Er is een verdeling of spreiding van de macht over verschillende groepen, zoals vakbonden, politieke partijen en sportclubs.
- Er is toegang tot macht via inspraakavonden, petities, en pressiegroepen.
- Maatschappelijke groepen vertegenwoordigen verschillende belangen.
- Er is spreiding van macht en open toegang tot besluitvorming.
Wat is de machtselitetheorie?
Macht is geconcentreerd op sleutelposities. Vooral de elite heeft veel macht, binnen grote organisaties waartegen de regering nauwelijks is opgewassen.

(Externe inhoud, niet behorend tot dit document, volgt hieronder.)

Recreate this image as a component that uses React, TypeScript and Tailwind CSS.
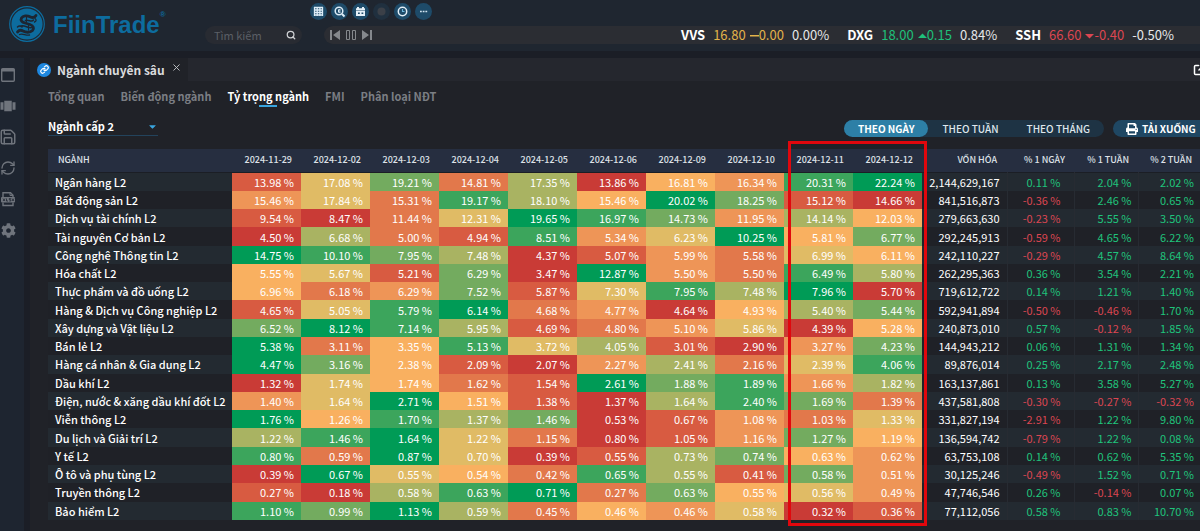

Wat zijn vier gevolgen van sociale stratificatie?
- Onderwijs
- Gezondheid
- Politiek
- Cultuur
Wat is het gevolg van sociale stratificatie voor onderwijs?
- Kinderen met hoogopgeleide ouders presteren vaak beter.
- Cultureel kapitaal beïnvloedt prestaties en oordelen van docenten.
Wat is het gevolg van sociale stratificatie voor gezondheid?
- Mensen met een lagere positie hebben meer ziektes en leven gemiddeld minder lang.
Wat zijn vier verklaringen voor gezondheidsverschillen tussen opleidingsniveaus?
- Kennis: HO weet meer over gezondheid en ziekte
- Levensstijl: LO gelooft vaker in toeval, HO kiest gezonder
- Gedrag: LO rookt vaker en sport minder
- Communicatie: HO begrijpt artsen beter en kan zich beter uitdrukken
Wat is het gevolg van sociale stratificatie voor politiek?
- Mensen met lage opleiding/inkomen stemmen minder vaak.
Wat is het gevolg van sociale stratificatie voor cultuur?
- HO’s besteden hun vrije tijd anders dan LO’s.